Quote word for word the lines below, beginning with the first and ending with the one that has "FaArrowDown, FaTimes, FaPlus". Drop the pictures.

Start of Collected material

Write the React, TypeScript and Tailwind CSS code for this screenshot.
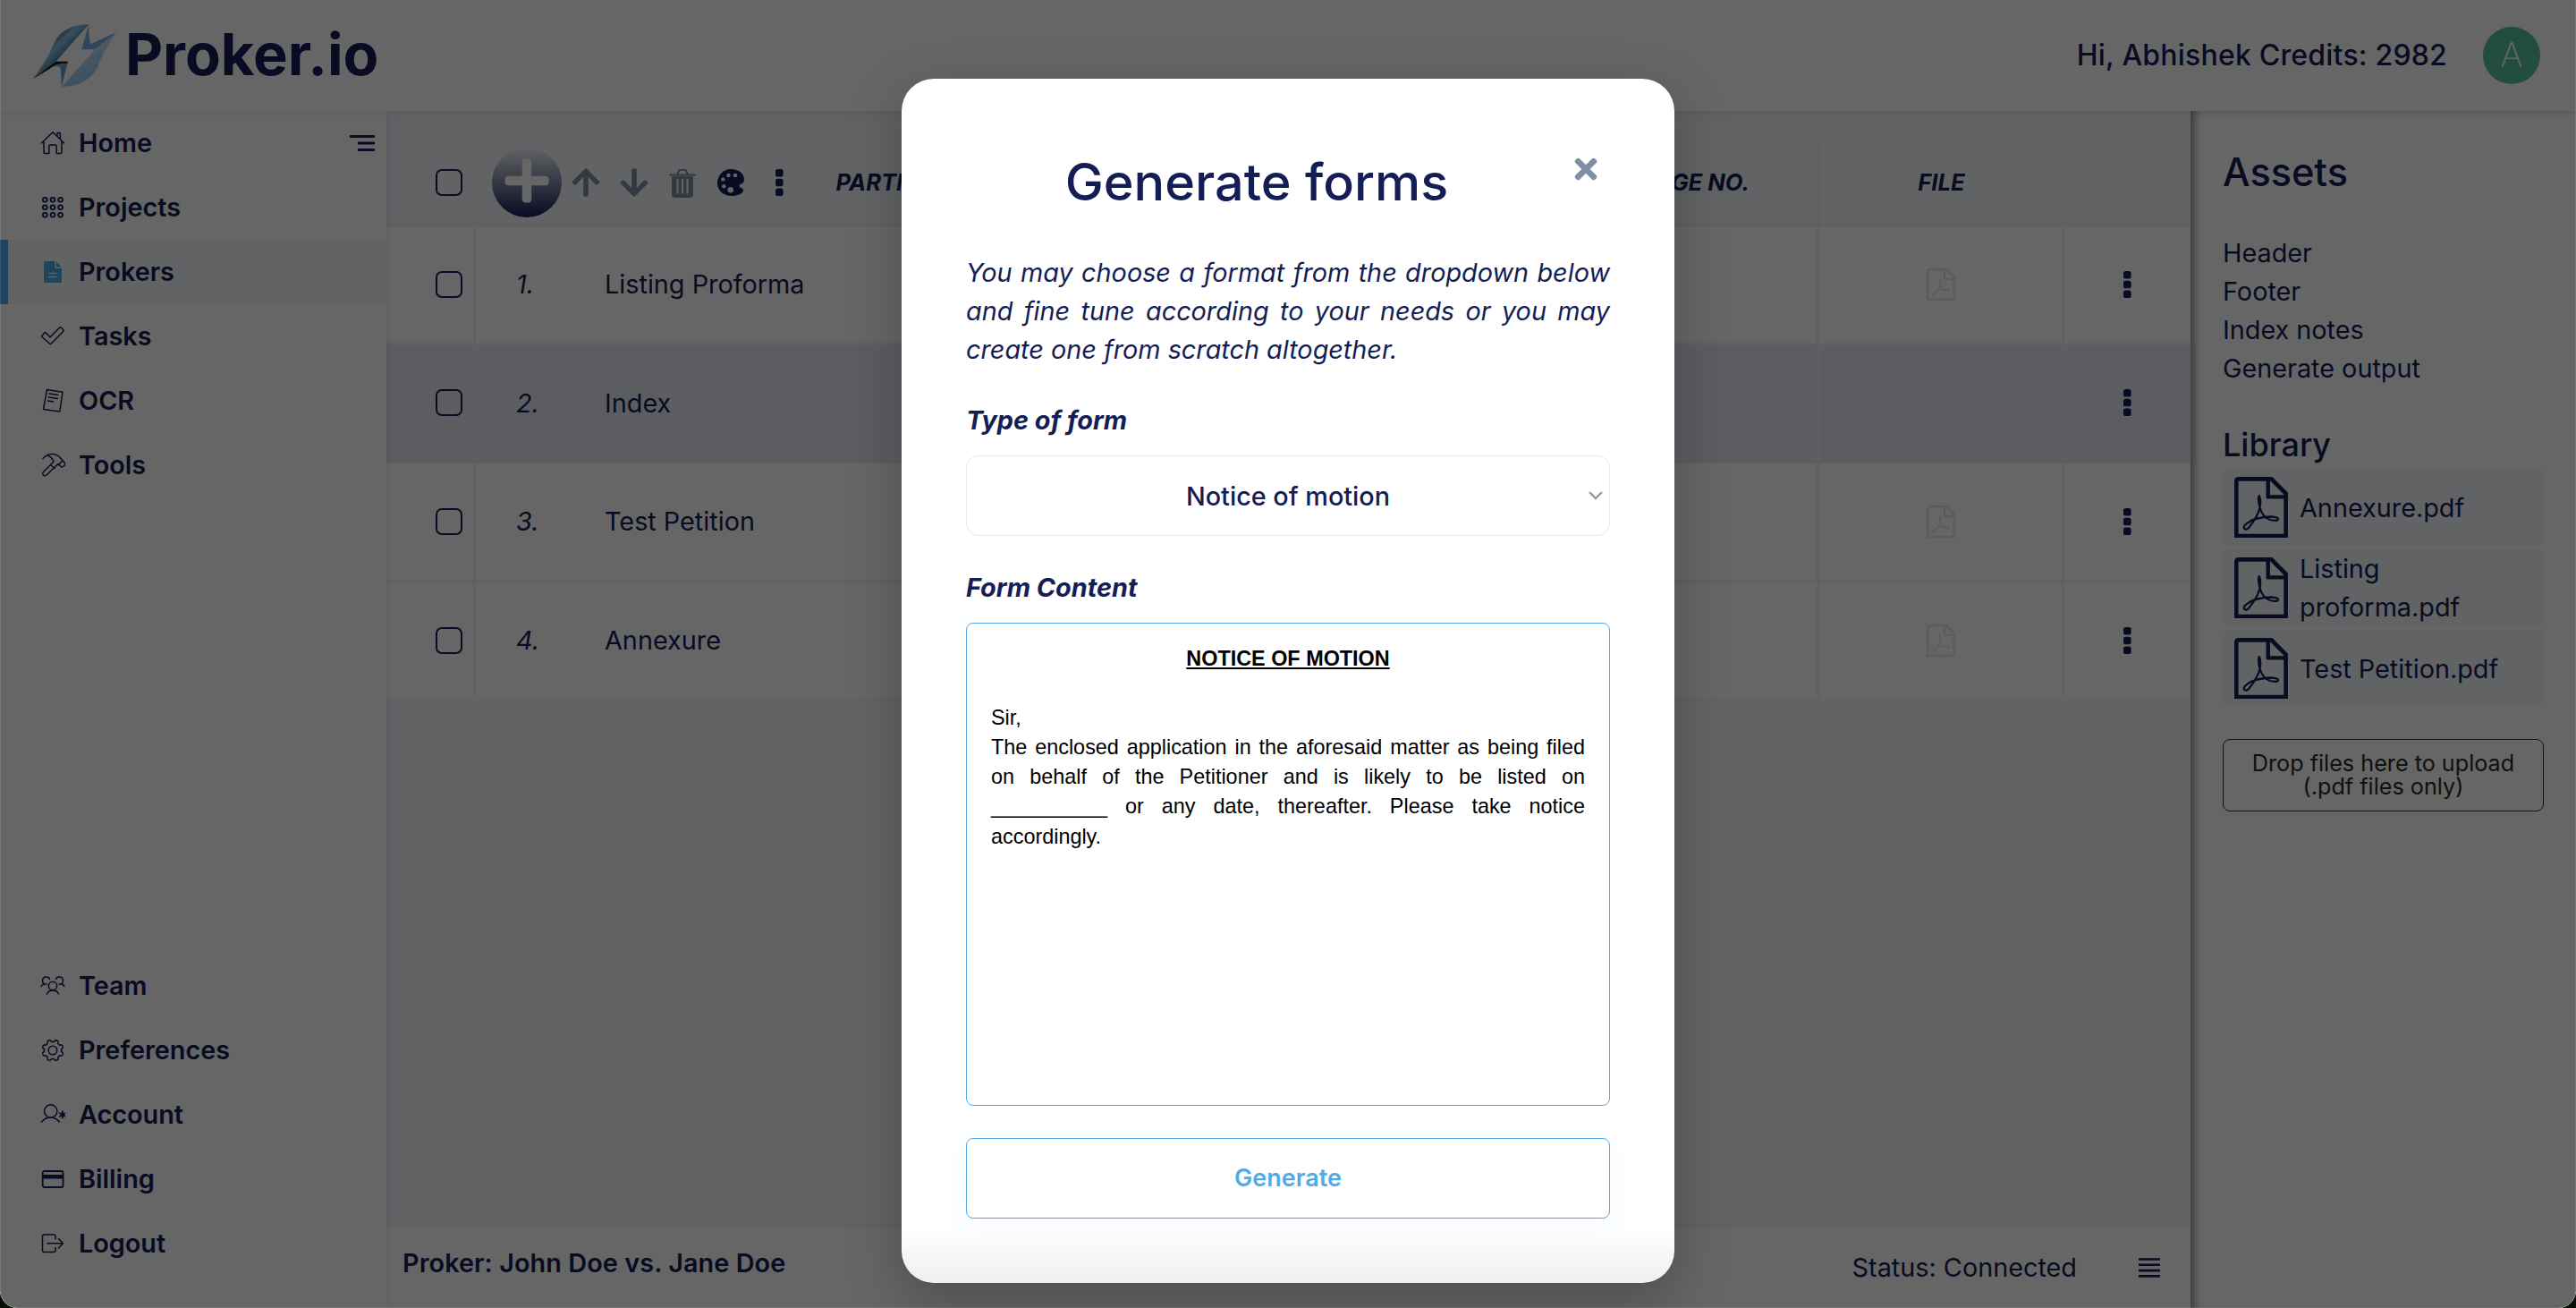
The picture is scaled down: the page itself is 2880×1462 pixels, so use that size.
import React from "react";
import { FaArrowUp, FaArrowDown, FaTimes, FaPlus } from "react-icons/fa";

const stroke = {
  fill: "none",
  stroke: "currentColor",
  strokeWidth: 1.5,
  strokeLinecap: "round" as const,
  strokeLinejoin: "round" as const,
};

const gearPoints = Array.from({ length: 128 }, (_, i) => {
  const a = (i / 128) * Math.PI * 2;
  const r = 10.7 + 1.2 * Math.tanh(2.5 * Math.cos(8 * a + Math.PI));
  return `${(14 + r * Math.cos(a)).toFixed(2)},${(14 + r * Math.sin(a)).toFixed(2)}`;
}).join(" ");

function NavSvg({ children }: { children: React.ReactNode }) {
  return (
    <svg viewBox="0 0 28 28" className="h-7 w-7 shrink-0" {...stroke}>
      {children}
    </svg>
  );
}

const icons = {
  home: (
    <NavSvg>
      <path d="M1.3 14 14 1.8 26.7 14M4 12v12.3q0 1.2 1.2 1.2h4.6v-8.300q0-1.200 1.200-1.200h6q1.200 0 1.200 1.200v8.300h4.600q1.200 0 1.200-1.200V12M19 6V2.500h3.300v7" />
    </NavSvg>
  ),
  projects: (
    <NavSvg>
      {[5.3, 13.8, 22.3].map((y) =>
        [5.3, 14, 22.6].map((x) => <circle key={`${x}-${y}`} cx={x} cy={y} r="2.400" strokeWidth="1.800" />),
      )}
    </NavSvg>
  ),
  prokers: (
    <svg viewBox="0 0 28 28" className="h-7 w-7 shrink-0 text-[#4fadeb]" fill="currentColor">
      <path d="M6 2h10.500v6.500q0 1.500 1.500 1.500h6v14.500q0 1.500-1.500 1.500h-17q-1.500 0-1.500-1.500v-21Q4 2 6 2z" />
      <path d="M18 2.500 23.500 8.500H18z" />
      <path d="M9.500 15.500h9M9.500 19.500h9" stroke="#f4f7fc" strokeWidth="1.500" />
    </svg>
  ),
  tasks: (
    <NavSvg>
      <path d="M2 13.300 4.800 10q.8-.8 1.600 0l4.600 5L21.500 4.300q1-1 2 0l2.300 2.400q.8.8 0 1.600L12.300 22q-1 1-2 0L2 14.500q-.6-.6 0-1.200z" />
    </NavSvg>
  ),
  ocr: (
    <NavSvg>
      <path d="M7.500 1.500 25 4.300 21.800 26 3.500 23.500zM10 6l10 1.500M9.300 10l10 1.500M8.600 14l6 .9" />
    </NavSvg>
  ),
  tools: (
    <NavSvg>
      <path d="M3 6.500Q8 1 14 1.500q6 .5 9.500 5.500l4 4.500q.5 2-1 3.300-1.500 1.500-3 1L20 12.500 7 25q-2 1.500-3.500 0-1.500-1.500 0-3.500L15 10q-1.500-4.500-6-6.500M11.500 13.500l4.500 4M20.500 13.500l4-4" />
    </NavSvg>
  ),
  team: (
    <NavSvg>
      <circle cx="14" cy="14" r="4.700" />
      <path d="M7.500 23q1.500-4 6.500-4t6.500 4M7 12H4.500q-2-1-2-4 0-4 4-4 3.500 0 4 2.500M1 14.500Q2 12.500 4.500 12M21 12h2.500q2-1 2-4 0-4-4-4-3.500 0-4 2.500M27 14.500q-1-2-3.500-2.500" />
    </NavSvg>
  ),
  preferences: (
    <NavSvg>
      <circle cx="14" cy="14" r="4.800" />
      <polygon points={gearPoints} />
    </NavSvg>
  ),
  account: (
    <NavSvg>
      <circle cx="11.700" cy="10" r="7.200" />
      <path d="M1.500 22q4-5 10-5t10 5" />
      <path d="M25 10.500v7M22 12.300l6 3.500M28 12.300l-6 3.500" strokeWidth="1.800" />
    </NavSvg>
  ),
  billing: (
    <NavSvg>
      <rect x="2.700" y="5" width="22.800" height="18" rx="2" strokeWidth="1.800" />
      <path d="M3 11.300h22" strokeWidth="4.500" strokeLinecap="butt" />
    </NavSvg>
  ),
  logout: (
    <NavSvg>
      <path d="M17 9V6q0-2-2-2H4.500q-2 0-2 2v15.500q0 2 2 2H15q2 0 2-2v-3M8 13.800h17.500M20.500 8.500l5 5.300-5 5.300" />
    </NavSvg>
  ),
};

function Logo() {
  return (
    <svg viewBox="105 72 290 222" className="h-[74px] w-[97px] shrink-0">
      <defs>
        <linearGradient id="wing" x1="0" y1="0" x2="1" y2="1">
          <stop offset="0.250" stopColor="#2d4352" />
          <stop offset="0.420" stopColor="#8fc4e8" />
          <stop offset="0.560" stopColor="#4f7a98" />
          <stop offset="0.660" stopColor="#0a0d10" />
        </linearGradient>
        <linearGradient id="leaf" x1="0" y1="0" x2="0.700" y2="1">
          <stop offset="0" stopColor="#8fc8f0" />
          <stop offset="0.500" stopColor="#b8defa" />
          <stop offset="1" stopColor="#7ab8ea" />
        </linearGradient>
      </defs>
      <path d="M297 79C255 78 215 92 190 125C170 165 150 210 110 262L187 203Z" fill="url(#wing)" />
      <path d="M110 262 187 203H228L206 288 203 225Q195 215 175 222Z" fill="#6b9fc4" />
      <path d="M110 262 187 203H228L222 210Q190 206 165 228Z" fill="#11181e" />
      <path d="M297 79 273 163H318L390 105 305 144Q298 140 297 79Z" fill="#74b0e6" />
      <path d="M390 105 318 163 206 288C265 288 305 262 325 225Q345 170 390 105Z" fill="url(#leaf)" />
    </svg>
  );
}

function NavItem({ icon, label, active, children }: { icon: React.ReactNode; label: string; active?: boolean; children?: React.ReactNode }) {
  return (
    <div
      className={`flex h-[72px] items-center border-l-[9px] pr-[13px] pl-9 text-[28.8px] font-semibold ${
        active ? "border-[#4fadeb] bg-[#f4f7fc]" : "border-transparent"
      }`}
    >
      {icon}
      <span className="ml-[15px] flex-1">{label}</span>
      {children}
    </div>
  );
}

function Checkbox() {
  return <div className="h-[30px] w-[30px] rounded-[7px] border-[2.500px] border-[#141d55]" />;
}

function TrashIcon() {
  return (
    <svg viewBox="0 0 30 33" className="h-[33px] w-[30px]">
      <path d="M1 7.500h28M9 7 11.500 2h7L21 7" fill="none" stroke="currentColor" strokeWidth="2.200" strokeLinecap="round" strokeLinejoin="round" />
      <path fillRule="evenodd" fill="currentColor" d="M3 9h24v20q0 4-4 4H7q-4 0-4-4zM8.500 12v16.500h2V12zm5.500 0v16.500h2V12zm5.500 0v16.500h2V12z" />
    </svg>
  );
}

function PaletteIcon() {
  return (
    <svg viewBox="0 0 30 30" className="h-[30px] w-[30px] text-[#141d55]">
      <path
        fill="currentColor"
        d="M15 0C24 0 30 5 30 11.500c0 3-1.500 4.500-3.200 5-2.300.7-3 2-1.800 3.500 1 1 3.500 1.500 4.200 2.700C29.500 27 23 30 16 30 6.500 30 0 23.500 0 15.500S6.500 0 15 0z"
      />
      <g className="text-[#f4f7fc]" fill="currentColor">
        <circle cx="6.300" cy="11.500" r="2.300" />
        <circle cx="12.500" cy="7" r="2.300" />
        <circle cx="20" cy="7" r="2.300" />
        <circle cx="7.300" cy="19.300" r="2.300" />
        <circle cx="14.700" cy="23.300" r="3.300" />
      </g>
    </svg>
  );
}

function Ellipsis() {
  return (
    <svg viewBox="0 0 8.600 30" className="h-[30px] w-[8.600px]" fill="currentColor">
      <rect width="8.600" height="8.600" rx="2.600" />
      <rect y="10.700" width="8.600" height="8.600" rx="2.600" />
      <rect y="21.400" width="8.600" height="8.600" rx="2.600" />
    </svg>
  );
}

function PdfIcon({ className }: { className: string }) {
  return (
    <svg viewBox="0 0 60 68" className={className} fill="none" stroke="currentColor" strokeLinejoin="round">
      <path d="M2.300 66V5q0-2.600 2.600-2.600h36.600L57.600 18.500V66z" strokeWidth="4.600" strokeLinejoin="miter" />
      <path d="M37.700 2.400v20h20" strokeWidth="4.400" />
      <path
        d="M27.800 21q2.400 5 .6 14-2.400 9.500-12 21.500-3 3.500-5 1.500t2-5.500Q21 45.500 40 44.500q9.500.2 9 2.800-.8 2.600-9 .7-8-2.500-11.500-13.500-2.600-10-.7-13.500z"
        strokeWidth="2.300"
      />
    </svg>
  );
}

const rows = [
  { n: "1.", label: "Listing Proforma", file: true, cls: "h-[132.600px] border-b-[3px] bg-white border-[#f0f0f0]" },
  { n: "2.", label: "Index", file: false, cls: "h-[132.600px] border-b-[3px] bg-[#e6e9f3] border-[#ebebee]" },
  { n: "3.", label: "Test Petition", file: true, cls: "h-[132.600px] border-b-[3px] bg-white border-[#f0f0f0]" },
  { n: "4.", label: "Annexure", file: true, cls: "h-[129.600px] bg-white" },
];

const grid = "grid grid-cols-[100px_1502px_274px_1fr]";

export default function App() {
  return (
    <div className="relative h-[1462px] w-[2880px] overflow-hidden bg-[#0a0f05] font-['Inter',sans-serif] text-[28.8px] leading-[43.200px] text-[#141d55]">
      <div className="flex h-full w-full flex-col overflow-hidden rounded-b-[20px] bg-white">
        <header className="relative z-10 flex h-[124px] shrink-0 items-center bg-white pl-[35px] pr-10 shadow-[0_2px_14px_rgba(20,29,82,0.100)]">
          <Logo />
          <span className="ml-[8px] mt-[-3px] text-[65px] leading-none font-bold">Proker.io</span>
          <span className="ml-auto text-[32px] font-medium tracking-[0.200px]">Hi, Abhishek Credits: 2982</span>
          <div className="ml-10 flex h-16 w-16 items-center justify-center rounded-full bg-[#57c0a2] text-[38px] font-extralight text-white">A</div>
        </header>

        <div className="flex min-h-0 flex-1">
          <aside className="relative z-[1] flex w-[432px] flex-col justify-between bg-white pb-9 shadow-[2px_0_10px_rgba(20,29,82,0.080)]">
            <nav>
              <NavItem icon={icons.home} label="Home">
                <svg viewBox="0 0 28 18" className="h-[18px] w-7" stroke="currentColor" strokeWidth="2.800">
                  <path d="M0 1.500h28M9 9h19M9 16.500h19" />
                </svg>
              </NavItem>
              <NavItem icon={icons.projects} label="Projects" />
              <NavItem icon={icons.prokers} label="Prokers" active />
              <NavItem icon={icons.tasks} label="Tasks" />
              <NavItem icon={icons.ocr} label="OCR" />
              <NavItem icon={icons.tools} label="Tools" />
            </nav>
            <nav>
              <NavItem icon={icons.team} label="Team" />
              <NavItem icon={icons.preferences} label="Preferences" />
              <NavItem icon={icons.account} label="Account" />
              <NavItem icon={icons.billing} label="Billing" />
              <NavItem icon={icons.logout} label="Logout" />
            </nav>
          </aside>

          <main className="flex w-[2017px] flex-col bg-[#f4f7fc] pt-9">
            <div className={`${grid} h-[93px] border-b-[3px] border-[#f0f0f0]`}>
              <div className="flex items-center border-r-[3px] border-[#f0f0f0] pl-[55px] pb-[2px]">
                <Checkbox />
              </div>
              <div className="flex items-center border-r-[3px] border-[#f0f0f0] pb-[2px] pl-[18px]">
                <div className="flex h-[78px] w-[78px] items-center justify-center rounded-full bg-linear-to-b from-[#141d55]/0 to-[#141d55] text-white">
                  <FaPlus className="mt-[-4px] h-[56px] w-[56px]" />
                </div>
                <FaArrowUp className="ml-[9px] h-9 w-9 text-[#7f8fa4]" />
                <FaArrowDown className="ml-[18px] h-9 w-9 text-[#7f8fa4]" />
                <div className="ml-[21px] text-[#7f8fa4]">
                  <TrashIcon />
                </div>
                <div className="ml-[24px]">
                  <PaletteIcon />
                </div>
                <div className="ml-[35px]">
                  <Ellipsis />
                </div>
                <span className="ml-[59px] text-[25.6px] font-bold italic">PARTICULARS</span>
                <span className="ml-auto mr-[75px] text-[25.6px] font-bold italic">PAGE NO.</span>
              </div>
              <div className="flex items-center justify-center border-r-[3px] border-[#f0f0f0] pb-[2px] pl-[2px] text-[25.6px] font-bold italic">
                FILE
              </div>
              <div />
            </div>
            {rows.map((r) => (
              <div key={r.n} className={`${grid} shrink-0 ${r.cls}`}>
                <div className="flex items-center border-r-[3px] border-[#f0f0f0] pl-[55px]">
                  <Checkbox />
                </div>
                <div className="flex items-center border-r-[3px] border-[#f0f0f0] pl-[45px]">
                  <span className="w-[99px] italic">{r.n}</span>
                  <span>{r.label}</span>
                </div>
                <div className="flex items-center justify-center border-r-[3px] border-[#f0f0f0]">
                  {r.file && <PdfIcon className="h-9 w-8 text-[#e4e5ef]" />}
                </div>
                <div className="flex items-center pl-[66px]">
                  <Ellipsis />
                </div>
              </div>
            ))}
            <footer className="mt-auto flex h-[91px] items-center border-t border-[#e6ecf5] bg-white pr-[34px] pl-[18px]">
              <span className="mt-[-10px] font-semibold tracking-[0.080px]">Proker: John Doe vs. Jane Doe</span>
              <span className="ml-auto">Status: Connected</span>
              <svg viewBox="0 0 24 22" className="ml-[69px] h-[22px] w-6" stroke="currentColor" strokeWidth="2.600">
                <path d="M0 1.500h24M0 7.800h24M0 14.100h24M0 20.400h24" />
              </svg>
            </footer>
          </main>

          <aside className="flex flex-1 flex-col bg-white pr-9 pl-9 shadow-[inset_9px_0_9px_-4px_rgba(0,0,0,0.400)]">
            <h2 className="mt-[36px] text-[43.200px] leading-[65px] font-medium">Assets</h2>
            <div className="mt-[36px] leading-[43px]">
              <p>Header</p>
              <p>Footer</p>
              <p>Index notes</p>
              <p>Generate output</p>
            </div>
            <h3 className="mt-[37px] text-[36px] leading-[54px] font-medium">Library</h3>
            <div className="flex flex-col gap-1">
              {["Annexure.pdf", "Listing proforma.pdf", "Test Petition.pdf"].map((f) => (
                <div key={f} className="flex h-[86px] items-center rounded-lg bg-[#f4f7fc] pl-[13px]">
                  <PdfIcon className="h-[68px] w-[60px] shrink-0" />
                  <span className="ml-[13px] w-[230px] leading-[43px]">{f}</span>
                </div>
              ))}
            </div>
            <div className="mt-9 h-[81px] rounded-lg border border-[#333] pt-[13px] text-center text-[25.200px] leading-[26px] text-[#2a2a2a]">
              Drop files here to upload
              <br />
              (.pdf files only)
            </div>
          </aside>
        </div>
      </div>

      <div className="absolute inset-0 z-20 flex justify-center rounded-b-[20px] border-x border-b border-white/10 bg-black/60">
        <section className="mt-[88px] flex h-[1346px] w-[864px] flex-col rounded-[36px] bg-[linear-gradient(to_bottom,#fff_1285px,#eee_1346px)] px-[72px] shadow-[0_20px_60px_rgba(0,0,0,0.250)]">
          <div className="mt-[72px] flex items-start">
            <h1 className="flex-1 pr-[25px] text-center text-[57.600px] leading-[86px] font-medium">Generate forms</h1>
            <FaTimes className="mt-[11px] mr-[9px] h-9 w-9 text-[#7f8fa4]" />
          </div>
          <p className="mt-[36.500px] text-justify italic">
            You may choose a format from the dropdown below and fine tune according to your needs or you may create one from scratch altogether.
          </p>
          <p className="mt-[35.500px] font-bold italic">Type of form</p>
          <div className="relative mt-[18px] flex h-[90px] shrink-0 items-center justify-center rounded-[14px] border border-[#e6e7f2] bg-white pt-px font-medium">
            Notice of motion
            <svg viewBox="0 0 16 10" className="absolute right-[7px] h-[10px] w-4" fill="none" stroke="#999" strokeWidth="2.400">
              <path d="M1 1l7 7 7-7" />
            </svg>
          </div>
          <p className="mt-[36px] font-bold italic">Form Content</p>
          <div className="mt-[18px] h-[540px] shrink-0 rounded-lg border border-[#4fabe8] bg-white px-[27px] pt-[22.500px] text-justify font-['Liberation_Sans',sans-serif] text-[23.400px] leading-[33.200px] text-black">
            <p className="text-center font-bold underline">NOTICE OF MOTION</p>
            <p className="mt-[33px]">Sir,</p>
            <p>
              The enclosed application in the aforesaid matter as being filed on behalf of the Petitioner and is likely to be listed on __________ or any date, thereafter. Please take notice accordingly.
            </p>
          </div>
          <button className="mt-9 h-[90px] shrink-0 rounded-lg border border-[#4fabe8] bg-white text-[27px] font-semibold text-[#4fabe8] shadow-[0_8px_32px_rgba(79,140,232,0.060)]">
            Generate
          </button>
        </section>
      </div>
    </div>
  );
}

End of Collected material

• **Result below**
Write the React, TypeScript and Tailwind CSS code for this screenshot.
The picture is scaled down: the page itself is 2880×1462 pixels, so use that size.
import React from "react";
import { FaArrowUp, FaArrowDown, FaTimes, FaPlus } from "react-icons/fa";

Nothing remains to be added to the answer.